I don’t want this to sound like a “woe is me” kind of post. If there’s someone to blame for a stagnated, dead-end career, it is me. (And maybe, if I’m being completely honest, a certain amount of anxiety.) But mostly me. Certainly no one else. I didn’t push. I shied away from advancement opportunities that were outside my comfort zone. For a really miserable year in New Jersey, I pretty much only left the house to go to work. (And here’s some free advice — if you don’t like living somewhere, you can make it a whole lot worse by refusing to leave your apartment.)

This week, something happened that made me feel pretty good about myself. (And as a bonus, it had nothing to do with being a parent.) A pretty big website was interested in running my blog post about Josh Weed and my uncle. It didn’t work out, which shouldn’t be a big surprise, because in that post I basically called Josh Weed a murderer and outed my uncle. (These would be liabilities!) But the editor seems interested in some of my ideas for future posts, so hopefully I can make that work out. And really, just the fact that he thought people might be interested in reading something I had to say was pretty huge for me.
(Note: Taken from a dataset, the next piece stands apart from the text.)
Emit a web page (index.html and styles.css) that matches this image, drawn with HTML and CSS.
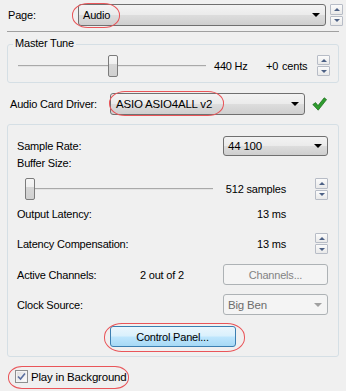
FILE: index.html
```html
<!DOCTYPE html>
<html lang="en">
<head>
    <meta charset="UTF-8">
    <meta name="viewport" content="width=device-width, initial-scale=1.0">
    <title>Audio Settings</title>
    <link rel="stylesheet" href="styles.css">
</head>
<body>

<div class="top-row">
    <span class="page-lbl">Page:</span>
    <div class="combo page-combo">
        <span class="combo-text">Audio</span>
        <span class="arrow"></span>
        <span class="mark mark-page"></span>
    </div>
    <div class="spin spin-page">
        <span class="spin-btn"><span class="up"></span></span>
        <span class="spin-btn"><span class="down"></span></span>
    </div>
</div>

<div class="sep"></div>

<div class="group tune">
    <span class="legend">Master Tune</span>
    <div class="tune-row">
        <div class="slider tune-slider">
            <div class="track"></div>
            <div class="thumb tune-thumb"></div>
        </div>
        <span class="hz">440 Hz</span>
        <span class="cents">+0 <span class="cents-unit">cents</span></span>
        <div class="spin">
            <span class="spin-btn"><span class="up"></span></span>
            <span class="spin-btn"><span class="down"></span></span>
        </div>
    </div>
</div>

<div class="driver-row">
    <span class="driver-lbl">Audio Card Driver:</span>
    <div class="combo driver-combo">
        <span class="combo-text">ASIO ASIO4ALL v2</span>
        <span class="arrow"></span>
        <span class="mark mark-driver"></span>
    </div>
    <svg class="ok" width="15" height="14" viewBox="0 0 15 14">
        <polygon points="0.8,7.6 3.6,5.6 6,8.6 12.2,0.8 14.6,2.6 6.2,13.2" fill="#2f9d2f" stroke="#1a6a1a" stroke-width="0.7" stroke-linejoin="round"/>
    </svg>
</div>

<div class="group audio">
    <div class="sr-row">
        <span class="lbl">Sample Rate:</span>
        <div class="combo small-combo">
            <span class="combo-text">44 100</span>
            <span class="arrow"></span>
        </div>
    </div>
    <div class="buf-lbl">Buffer Size:</div>
    <div class="buf-row">
        <div class="slider buf-slider">
            <div class="track"></div>
            <div class="thumb buf-thumb"></div>
        </div>
        <span class="value">512 samples</span>
        <div class="spin">
            <span class="spin-btn"><span class="up"></span></span>
            <span class="spin-btn"><span class="down"></span></span>
        </div>
    </div>
    <div class="out-row">
        <span class="wide-lbl">Output Latency:</span>
        <span class="value">13 ms</span>
    </div>
    <div class="lat-row">
        <span class="wide-lbl">Latency Compensation:</span>
        <span class="value">13 ms</span>
        <div class="spin">
            <span class="spin-btn"><span class="up"></span></span>
            <span class="spin-btn"><span class="down"></span></span>
        </div>
    </div>
    <div class="ch-row">
        <span class="ch-lbl">Active Channels:</span>
        <span class="ch-val">2 out of 2</span>
        <span class="btn disabled">Channels...</span>
    </div>
    <div class="clk-row">
        <span class="lbl">Clock Source:</span>
        <div class="combo small-combo disabled">
            <span class="combo-text">Big Ben</span>
            <span class="arrow"></span>
        </div>
    </div>
    <div class="cp-row">
        <span class="btn default">Control Panel...
            <span class="mark mark-cp"></span>
        </span>
    </div>
</div>

<div class="play-row">
    <span class="checkbox">
        <svg width="9" height="9" viewBox="0 0 9 9">
            <path d="M1 4.5 L3.5 7 L8 1.5" fill="none" stroke="#5a6f9f" stroke-width="1.6"/>
        </svg>
    </span>
    <span class="play-lbl">Play in Background</span>
    <span class="mark mark-play"></span>
</div>

</body>
</html>
```

FILE: styles.css
```css
body {
    margin: 0;
    width: 346px;
    height: 391px;
    overflow: hidden;
    background-color: #f0f0f0;
    color: #000;
    font-family: "Liberation Sans", Arial, sans-serif;
    font-size: 11px;
    letter-spacing: -0.2px;
}

/* top page selector */
.top-row {
    display: flex;
    align-items: center;
    height: 22px;
    margin: 4px 0 0 8px;
}

.page-lbl {
    width: 70px;
}

.combo {
    position: relative;
    display: flex;
    align-items: center;
    box-sizing: border-box;
    height: 22px;
    padding-left: 4px;
    border: 1px solid #707070;
    border-radius: 3px;
    background: linear-gradient(#f3f3f3 0, #ebebeb 48%, #dddddd 50%, #cfcfcf 100%);
}

.combo .arrow {
    margin-left: auto;
    margin-right: 5px;
    width: 0;
    height: 0;
    border-left: 4px solid transparent;
    border-right: 4px solid transparent;
    border-top: 4px solid #000;
}

.page-combo {
    width: 248px;
}

.combo.disabled {
    border-color: #adb2b5;
    background: #f4f4f4;
    color: #6d6d6d;
}

.combo.disabled .arrow {
    border-top-color: #a0a0a0;
}

/* spin buttons */
.spin {
    display: flex;
    flex-direction: column;
    gap: 1px;
    width: 13px;
    height: 21px;
}

.spin-page {
    height: 22px;
    margin-left: 4px;
}

.spin-btn {
    flex: 1;
    display: flex;
    align-items: center;
    justify-content: center;
    box-sizing: border-box;
    border: 1px solid #b7bcc6;
    border-radius: 1px;
    background: linear-gradient(#fbfbfb, #e9e9e9);
}

.up, .down {
    width: 0;
    height: 0;
    border-left: 3px solid transparent;
    border-right: 3px solid transparent;
}

.up {
    border-bottom: 3px solid #4d6185;
}

.down {
    border-top: 3px solid #4d6185;
}

.sep {
    margin: 5px 7px 0;
    border-top: 1px solid #a0a0a0;
}

/* group boxes */
.group {
    position: relative;
    box-sizing: border-box;
    margin: 0 7px;
    border: 1px solid #d5dfe5;
    border-radius: 3px;
}

.legend {
    position: absolute;
    top: -8px;
    left: 5px;
    padding: 0 2px;
    background-color: #f0f0f0;
}

.tune {
    height: 39px;
    margin-top: 12px;
    padding: 9px 0 0 10px;
}

.tune-row {
    display: flex;
    align-items: center;
    height: 23px;
}

/* trackbars */
.slider {
    position: relative;
    height: 22px;
}

.track {
    position: absolute;
    left: 0;
    right: 0;
    top: 10px;
    height: 1px;
    border-bottom: 1px solid #e4e4e4;
    background-color: #a9a9a9;
}

.thumb {
    position: absolute;
    top: 0;
    box-sizing: border-box;
    width: 10px;
    height: 22px;
    border: 1px solid #7b7b7b;
    border-radius: 2px;
    background: linear-gradient(#f6f6f6 0, #f0f0f0 40%, #d6d6d6 42%, #d0d0d0 100%);
}

.tune-slider {
    width: 188px;
}

.tune-thumb {
    left: 90px;
}

.hz {
    width: 52px;
    margin-left: 8px;
}

.cents {
    width: 51px;
}

.cents-unit {
    margin-left: 1px;
}

/* driver */
.driver-row {
    display: flex;
    align-items: center;
    height: 22px;
    margin: 10px 0 0 10px;
}

.driver-lbl {
    width: 100px;
}

.driver-combo {
    width: 195px;
    padding-left: 5px;
    font-size: 11.5px;
}

.ok {
    margin-left: 7px;
}

/* audio box */
.audio {
    display: flex;
    flex-direction: column;
    height: 233px;
    margin-top: 9px;
    padding: 0 10px 0 9px;
}

.sr-row, .clk-row {
    display: flex;
    align-items: center;
    justify-content: space-between;
    height: 21px;
}

.sr-row {
    height: 20px;
    margin-top: 11px;
}

.small-combo {
    width: 105px;
    height: 100%;
    font-size: 11.5px;
}

.buf-lbl {
    height: 13px;
    margin-top: 1px;
    line-height: 13px;
}

.buf-row, .out-row, .lat-row, .ch-row {
    display: flex;
    align-items: center;
}

.buf-row {
    height: 22px;
    margin-top: 8px;
}

.buf-slider {
    width: 188px;
    margin-left: 8px;
}

.buf-thumb {
    left: 0;
}

.value {
    width: 73px;
    text-align: right;
}

.buf-row .spin, .lat-row .spin {
    margin-left: 29px;
}

.buf-row .spin {
    height: 22px;
}

.out-row {
    height: 19px;
    margin-top: 4px;
}

.wide-lbl {
    width: 196px;
}

.lat-row {
    height: 21px;
    margin-top: 10px;
}

.ch-row {
    height: 21px;
    margin-top: 10px;
}

.ch-lbl {
    width: 123px;
}

.ch-val {
    width: 83px;
}

.btn {
    position: relative;
    display: flex;
    align-items: center;
    justify-content: center;
    box-sizing: border-box;
    height: 21px;
    border: 1px solid #707070;
    border-radius: 3px;
}

.btn.disabled {
    width: 105px;
    height: 100%;
    border-color: #adb2b5;
    background: #f4f4f4;
    color: #838383;
}

.clk-row {
    margin-top: 9px;
}

.cp-row {
    display: flex;
    justify-content: center;
    height: 21px;
    margin-top: 11px;
}

.btn.default {
    width: 126px;
    border-color: #3c7fb1;
    background: linear-gradient(#eaf6fd 0, #d9f0fc 48%, #bee6fd 52%, #a7d9f5 100%);
}

/* checkbox */
.play-row {
    position: relative;
    display: flex;
    align-items: center;
    height: 13px;
    margin: 13px 0 0 15px;
}

.checkbox {
    display: flex;
    align-items: center;
    justify-content: center;
    box-sizing: border-box;
    width: 13px;
    height: 13px;
    border: 1px solid #8e8f8f;
    background: linear-gradient(135deg, #dcdcdc, #ffffff);
    box-shadow: inset 0 0 0 1px #f4f4f4;
}

.play-lbl {
    margin-left: 3px;
    font-size: 11.5px;
}

/* red highlight rings */
.mark {
    position: absolute;
    box-sizing: border-box;
    border: 1.5px solid #e95559;
    pointer-events: none;
}

.mark-page {
    left: -7px;
    top: -2px;
    width: 48px;
    height: 25px;
    border-radius: 16px / 12px;
}

.mark-driver {
    left: -2px;
    top: -3px;
    width: 115px;
    height: 25px;
    border-radius: 16px / 12px;
}

.mark-cp {
    left: -7px;
    top: -4px;
    width: 141px;
    height: 29px;
    border-radius: 18px / 14px;
}

.mark-play {
    left: -7px;
    top: -4px;
    width: 121px;
    height: 23px;
    border-radius: 14px / 11px;
}
```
It definitely got me thinking, though. I need some goals that are about me, not my kids, and I need to start making them happen. I’ve been 34 for a month, which gives me 11 months on a “Things to Accomplish Before 35” list. That seems like a good amount of time, and 35 is starting to feel like something that’s looming on the horizon. (Which is ridiculous, I realize, but maybe sometime before I become eligible for AARP, I will maybe feel like an adult.)

So here goes:

  1. Update this blog regularly. Like, at least weekly. Once a week, I should be able to find something interesting to say. Tweets (and tweet-length blog posts) don’t count.
  2. Finish a first draft of my novel. Outlines aren’t enough. It’s time to put the fingers to the keyboard and really make this happen. Eleven months is plenty of time to turn an outline into a draft.
  3. Lose at least 30 pounds. It needs to happen. My weight has gone up every year for the last decade, and I’ve been avoiding buying clothes because I hate the way I look in everything.
  4. See a dermatologist. One who isn’t an asshole. (Does such a thing exist? This probably deserves its own blog post.) I’ve had acne for more than twenty years, and have pretty much given up on ever having decent skin. I’m tired of having to wear a t-shirt under every shirt I wear so that I don’t get blood on my shirts (that might be more information than anyone has ever wanted to know), and I’m tired of wanting to hide my face.
  5. Do something about my hair. There’s not much hair left, but I’ve been avoiding shaving my head or something like that because I use what little hair I have to hide the acne on my head! I have gotten dangerously close to a combover, and I really can’t let that happen. Really.
  6. Exercise regularly. This one shouldn’t be that hard, either. I don’t have any lofty goals, just to exercise regularly in a way that will increase my overall health and well-being.

Ok, six items. I’ll try to expand on some of these more in-depth going forward, and I will definitely make sure to post updates on my progress. Wish me luck, because I think it’s going to be a busy year.